*Stored rows*:
|---|

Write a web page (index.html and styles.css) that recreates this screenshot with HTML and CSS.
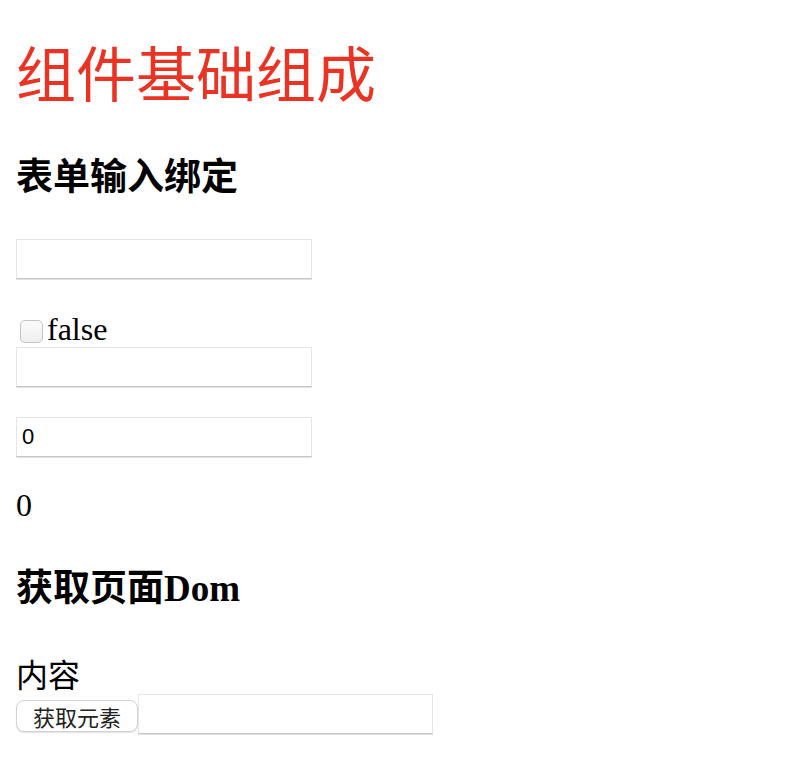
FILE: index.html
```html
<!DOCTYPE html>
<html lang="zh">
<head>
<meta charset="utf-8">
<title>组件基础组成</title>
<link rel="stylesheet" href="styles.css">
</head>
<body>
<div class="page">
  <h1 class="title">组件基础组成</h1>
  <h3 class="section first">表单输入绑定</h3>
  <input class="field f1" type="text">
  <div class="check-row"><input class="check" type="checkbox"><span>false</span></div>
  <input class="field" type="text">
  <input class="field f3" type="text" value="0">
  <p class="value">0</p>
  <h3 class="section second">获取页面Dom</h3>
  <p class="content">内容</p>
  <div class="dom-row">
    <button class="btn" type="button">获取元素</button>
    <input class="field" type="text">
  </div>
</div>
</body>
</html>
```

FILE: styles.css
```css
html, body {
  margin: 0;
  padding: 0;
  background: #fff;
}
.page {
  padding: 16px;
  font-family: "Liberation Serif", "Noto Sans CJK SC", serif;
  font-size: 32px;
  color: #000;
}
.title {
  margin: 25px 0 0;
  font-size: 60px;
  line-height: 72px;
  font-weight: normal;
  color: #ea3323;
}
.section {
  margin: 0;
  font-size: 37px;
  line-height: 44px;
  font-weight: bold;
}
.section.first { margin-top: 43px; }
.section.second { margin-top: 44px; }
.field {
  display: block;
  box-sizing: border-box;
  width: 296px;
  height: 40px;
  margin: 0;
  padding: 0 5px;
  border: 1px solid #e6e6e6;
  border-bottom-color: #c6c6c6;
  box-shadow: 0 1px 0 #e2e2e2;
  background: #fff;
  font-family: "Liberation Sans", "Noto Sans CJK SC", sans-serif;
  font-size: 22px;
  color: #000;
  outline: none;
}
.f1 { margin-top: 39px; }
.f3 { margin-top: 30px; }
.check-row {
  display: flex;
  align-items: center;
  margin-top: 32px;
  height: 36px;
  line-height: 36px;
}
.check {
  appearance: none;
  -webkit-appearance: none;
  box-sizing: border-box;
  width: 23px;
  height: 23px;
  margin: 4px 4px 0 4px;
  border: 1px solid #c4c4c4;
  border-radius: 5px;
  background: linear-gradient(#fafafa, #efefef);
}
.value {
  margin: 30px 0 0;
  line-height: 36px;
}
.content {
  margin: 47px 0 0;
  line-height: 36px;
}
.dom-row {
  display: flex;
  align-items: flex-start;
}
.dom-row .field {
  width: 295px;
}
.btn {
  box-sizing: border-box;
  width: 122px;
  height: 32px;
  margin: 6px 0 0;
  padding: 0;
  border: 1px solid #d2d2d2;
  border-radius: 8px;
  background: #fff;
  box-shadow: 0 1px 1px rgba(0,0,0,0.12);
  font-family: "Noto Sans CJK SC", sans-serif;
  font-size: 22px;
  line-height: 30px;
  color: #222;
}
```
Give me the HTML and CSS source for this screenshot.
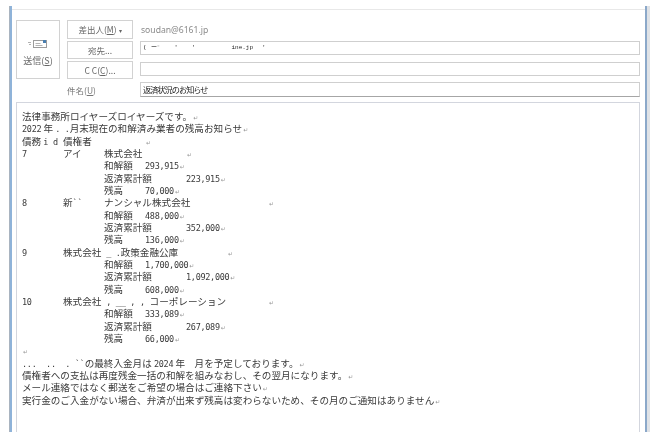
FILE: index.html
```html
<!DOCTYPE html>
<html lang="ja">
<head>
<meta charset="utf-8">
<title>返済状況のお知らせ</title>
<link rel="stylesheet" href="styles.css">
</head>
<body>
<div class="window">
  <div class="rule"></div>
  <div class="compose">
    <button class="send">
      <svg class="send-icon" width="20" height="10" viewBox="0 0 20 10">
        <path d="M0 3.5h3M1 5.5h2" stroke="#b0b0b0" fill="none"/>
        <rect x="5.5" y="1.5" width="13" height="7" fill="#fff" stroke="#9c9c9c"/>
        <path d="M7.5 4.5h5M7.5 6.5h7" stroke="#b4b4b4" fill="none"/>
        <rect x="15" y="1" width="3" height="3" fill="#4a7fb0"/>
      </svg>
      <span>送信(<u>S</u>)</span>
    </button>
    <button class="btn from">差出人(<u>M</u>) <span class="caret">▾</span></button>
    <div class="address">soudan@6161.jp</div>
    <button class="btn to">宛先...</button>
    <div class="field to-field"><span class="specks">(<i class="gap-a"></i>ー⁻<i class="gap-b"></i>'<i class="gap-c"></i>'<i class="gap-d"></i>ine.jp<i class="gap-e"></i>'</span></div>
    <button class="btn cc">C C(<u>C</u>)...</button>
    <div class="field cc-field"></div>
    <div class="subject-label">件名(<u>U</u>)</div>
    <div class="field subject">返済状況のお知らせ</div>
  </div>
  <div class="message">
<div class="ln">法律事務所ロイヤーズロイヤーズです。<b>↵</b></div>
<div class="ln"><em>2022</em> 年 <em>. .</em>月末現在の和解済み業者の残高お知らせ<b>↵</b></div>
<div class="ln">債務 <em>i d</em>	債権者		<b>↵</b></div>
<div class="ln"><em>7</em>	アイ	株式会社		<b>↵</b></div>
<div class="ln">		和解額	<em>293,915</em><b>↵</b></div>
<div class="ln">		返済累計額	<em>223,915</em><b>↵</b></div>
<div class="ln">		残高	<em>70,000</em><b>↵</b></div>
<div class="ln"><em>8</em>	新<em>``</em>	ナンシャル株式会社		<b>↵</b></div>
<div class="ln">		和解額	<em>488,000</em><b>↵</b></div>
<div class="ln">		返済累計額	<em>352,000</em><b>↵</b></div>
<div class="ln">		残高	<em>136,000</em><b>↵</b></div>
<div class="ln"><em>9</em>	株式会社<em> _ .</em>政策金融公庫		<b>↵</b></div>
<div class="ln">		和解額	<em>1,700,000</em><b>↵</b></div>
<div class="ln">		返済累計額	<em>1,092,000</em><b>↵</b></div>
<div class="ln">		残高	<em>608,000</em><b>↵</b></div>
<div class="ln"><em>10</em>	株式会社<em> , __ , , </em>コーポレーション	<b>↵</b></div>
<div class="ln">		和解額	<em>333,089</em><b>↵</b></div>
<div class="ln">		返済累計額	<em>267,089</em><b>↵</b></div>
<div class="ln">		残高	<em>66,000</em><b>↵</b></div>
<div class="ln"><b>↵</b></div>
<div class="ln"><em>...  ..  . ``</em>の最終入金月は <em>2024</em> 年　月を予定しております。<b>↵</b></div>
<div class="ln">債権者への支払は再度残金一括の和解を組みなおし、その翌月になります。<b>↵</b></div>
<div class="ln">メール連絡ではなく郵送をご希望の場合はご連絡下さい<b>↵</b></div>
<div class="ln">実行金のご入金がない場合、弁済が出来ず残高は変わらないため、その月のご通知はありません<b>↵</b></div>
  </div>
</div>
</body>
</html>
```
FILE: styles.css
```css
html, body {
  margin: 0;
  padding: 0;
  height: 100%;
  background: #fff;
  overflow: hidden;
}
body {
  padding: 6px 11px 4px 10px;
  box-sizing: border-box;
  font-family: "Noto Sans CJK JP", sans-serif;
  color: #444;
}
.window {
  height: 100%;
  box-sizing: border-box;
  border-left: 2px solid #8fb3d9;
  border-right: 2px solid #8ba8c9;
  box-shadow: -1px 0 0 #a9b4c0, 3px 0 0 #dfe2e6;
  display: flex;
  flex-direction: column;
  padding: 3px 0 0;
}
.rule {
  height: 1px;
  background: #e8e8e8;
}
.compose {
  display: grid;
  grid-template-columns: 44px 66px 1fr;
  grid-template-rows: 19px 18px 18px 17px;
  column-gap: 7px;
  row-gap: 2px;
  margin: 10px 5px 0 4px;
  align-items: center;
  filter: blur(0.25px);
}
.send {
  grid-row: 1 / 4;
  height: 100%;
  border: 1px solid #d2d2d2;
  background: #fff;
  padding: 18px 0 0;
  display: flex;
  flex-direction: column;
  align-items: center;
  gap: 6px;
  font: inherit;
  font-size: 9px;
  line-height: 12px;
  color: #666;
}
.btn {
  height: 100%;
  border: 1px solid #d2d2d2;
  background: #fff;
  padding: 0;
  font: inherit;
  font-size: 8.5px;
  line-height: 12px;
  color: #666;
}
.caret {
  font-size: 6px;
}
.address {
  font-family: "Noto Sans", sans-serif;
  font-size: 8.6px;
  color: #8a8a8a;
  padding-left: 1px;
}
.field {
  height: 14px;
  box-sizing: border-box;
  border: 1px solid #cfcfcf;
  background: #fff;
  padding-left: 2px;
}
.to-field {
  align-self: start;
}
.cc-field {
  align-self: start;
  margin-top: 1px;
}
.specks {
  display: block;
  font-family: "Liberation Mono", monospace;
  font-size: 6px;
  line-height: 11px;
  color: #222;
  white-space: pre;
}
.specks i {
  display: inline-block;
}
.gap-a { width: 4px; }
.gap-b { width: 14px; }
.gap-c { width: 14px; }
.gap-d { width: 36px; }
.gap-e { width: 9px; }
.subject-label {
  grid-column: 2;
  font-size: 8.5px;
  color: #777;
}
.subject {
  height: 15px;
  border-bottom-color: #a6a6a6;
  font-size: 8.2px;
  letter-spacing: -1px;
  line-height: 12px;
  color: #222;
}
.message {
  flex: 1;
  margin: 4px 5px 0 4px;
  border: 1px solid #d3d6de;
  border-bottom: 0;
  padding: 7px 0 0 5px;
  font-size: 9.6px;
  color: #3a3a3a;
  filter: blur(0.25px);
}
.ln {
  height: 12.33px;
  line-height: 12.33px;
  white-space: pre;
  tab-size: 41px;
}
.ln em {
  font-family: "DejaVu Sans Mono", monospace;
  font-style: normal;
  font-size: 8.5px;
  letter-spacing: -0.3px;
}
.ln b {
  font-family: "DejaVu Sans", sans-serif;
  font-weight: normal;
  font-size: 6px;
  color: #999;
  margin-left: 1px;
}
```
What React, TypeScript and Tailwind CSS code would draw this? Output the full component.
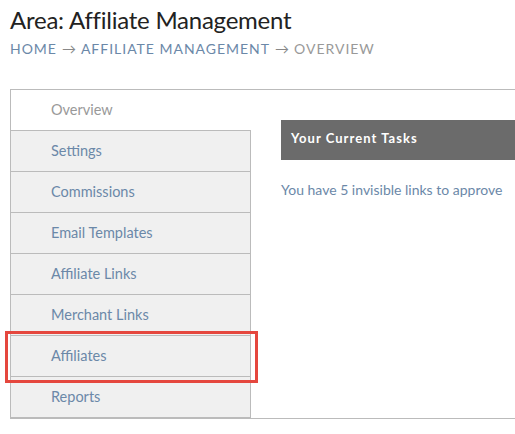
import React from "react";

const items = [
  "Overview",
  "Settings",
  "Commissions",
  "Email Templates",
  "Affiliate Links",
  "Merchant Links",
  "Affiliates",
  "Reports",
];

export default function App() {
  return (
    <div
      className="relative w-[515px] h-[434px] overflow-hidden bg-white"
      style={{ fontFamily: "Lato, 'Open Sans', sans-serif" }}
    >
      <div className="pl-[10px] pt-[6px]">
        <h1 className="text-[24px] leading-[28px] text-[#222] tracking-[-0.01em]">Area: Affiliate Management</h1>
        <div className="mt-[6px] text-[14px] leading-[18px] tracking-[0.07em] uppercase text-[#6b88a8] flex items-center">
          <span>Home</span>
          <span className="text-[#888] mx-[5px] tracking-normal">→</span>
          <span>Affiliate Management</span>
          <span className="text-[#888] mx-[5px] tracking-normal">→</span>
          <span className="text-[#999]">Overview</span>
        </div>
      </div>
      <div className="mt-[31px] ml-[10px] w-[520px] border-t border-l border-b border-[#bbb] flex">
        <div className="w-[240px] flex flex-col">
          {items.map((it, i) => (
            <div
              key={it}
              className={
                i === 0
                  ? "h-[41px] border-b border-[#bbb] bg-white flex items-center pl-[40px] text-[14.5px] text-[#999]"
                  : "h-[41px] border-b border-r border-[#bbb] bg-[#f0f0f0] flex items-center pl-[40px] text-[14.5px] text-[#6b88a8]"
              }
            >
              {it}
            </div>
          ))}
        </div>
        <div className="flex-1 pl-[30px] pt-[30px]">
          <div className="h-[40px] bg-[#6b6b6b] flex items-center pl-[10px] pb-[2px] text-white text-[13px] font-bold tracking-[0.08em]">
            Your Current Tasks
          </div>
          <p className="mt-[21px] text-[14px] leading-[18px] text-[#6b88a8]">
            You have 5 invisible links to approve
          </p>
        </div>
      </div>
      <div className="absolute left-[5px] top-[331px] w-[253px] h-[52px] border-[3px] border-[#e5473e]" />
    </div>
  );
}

|---|

Which lines hold the word "screenshot"? Show each one.

Write a web page (index.html and styles.css) that recreates this screenshot with HTML and CSS.
Give me the HTML and CSS source for this screenshot.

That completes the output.